I’m not sure that things became “better” after the Anglo conquest of America, just more “foreign” to those already here. After the bloodshed of the initial conquest, the Spanish attitude toward Native Americans was much different from that of the English. Rather than desiring their extermination or isolated in concentration camps like the Anglos, the Spanish sought to convert the Indians into good Catholics and reliable citizens in the European way. Unlike the Anglo invaders, Spanish males did not find the natives lacking in human qualities enough to be adverse to the idea of “intimate” relations with the native women, and given the failure to persuade significant immigration from Spain, many men simply made do with what was “available,” while English males recoiled in horror at the thought of desecrating their bodies with “savages.” The result, of course, was that the largest population in Latin America is “mixed race” in Latin America, two-thirds the population in Mexico.
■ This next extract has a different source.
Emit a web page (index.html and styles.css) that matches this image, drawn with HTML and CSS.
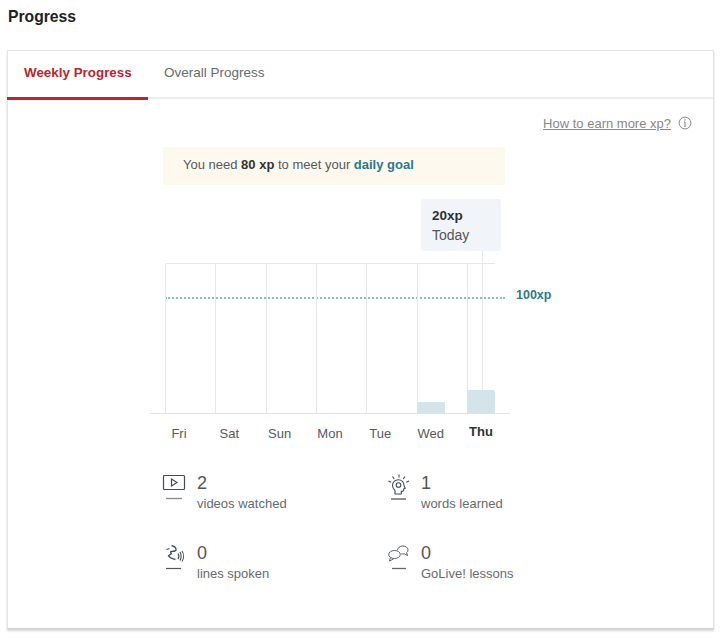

But the Anglo-American attitude about race “identity” has crept back into the culture of Latin American, even to have a “Race Day” in Mexico, in which the nation divides itself into European, “mestizo” and indigenous Indian groups to express group “pride.” 

As someone who was “assimilated” into “white” culture at birth, yet often made to feel the dangerous, unwanted “foreigner,” I am, more than most, in a position to expose the monstrous hypocrisies of this country, and those embodied by the likes of Donald Trump, his supporters and other right-wing extremists who write books with idiotic titles (like Ann Coulter’s “Adios, America”). But why leave out the equally offensive attitude of “progressives” whose social attitudes are not any less based on stereotypes and ignorance?